* [Exercise materials]

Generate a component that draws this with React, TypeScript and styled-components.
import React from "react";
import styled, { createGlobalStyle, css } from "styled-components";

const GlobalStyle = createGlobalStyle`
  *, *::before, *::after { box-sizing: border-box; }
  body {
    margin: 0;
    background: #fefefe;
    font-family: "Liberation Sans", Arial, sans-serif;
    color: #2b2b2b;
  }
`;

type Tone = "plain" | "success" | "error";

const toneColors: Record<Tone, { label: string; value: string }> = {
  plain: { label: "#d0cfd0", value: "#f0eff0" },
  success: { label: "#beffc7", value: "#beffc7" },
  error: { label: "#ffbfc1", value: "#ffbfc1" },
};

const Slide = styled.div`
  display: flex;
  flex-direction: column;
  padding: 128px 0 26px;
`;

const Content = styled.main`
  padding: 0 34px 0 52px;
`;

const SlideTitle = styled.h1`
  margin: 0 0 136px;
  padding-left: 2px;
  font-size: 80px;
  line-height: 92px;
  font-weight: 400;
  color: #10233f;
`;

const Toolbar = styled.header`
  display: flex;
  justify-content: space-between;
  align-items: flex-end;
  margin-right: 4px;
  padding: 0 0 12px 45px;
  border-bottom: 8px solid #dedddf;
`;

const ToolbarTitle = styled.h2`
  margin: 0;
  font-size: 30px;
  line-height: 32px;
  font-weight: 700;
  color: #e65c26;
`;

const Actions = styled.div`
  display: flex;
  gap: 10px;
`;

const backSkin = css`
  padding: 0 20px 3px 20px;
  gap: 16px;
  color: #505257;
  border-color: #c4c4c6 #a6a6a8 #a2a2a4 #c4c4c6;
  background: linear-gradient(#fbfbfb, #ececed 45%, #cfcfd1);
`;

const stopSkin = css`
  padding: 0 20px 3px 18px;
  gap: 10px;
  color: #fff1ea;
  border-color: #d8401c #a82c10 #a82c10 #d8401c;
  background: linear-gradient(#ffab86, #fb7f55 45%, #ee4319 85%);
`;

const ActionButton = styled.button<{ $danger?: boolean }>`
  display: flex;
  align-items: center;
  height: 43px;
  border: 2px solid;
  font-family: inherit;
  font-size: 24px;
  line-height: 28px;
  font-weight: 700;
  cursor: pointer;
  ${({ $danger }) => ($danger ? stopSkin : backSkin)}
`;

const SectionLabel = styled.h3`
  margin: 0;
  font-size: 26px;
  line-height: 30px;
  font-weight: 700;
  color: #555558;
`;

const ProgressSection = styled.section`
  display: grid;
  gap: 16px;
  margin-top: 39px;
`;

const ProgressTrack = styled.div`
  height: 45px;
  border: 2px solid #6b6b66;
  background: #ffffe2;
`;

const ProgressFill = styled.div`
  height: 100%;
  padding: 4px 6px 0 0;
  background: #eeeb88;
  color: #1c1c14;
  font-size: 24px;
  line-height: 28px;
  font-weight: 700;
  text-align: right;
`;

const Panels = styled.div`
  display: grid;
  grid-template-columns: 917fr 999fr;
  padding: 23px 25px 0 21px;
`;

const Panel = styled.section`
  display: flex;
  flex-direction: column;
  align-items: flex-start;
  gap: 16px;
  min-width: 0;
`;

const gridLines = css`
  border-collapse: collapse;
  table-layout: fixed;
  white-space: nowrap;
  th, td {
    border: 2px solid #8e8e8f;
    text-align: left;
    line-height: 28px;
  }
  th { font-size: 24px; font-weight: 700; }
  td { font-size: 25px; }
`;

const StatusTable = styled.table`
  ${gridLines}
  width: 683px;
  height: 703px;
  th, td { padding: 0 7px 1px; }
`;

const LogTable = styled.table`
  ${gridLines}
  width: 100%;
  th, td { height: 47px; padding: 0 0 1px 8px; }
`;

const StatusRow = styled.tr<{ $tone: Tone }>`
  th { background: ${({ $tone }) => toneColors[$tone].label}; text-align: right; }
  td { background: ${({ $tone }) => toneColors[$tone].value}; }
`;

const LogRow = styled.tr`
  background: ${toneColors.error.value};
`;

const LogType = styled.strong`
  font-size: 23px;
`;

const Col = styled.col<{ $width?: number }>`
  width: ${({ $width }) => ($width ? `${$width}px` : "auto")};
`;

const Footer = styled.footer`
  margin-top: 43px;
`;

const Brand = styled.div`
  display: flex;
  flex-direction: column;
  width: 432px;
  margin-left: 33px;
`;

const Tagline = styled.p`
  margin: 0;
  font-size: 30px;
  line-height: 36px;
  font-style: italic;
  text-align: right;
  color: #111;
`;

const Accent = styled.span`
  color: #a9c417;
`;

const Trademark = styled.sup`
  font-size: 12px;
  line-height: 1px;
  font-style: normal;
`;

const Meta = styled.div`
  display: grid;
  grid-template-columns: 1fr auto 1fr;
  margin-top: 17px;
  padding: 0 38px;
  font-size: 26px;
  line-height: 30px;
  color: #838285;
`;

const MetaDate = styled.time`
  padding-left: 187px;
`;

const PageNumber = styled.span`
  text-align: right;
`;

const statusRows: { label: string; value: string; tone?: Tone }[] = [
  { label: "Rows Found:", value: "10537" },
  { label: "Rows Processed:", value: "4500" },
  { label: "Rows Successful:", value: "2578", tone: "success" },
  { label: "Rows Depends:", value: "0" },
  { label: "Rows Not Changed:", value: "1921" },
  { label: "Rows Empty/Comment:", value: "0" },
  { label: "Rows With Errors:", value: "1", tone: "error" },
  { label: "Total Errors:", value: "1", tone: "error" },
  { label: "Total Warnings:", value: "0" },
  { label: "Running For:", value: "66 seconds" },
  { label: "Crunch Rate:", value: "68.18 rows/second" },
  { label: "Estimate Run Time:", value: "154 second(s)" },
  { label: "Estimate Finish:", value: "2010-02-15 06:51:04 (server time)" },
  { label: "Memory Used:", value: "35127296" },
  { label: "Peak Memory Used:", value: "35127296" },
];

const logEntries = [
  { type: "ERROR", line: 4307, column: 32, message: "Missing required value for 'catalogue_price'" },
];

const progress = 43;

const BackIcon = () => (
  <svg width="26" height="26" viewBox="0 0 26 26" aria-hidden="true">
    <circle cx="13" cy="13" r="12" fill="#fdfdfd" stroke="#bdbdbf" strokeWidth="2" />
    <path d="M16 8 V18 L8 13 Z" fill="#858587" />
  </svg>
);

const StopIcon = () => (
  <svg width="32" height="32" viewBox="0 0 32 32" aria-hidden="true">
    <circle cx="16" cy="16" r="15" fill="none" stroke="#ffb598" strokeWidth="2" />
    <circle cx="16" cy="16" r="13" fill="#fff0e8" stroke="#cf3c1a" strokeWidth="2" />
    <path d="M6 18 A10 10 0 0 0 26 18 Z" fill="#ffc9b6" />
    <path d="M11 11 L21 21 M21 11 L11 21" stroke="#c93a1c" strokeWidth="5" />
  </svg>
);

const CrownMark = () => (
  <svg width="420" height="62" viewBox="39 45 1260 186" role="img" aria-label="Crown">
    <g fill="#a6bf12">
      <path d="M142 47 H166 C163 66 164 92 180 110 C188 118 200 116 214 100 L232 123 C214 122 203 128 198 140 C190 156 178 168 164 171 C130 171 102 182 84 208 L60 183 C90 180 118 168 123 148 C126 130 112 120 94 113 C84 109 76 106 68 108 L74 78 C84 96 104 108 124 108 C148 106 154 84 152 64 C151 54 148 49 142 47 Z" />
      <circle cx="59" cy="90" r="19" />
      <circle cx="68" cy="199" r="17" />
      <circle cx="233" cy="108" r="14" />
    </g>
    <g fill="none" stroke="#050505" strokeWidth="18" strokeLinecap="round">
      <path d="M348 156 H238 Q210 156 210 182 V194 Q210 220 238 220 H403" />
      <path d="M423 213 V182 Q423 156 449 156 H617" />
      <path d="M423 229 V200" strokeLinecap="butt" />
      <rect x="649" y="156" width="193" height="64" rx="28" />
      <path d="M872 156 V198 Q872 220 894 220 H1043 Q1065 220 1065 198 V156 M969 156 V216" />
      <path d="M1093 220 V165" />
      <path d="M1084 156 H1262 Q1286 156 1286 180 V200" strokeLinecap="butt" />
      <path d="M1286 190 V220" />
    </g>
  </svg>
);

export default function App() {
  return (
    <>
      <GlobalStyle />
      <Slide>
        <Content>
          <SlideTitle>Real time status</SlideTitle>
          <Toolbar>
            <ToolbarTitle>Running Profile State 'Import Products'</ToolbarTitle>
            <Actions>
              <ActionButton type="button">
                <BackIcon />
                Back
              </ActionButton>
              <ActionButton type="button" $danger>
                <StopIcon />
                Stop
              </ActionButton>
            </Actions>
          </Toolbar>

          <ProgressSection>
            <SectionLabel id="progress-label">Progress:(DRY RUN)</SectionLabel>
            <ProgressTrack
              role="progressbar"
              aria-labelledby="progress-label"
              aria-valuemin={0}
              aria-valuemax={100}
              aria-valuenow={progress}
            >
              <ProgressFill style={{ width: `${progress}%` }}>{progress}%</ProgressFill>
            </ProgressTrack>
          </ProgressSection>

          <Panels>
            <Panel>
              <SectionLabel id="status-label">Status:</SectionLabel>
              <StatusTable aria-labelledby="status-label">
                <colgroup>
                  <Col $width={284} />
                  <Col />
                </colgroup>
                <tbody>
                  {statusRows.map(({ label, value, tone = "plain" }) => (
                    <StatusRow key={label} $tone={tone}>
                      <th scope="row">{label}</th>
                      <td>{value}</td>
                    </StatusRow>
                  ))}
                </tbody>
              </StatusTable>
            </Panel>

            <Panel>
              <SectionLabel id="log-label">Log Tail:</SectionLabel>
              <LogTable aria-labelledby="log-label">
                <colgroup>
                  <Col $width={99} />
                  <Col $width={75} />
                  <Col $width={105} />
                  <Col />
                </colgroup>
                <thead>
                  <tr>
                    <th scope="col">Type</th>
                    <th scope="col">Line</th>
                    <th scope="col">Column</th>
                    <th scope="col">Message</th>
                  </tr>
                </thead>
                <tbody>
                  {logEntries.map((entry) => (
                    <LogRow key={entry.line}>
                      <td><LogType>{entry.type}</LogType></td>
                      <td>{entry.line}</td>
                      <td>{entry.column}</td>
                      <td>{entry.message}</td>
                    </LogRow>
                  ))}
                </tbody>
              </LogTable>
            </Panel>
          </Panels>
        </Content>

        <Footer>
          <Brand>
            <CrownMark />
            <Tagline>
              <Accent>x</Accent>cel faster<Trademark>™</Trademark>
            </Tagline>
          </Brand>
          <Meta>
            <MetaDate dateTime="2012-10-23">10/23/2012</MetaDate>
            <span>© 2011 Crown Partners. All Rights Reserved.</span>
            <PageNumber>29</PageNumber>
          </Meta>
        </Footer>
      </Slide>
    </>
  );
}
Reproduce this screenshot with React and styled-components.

* [Exercise details] Where a line above contains the word "this", copy that line.

* [Exercise output]
Generate a component that draws this with React, TypeScript and styled-components.
Reproduce this screenshot with React and styled-components.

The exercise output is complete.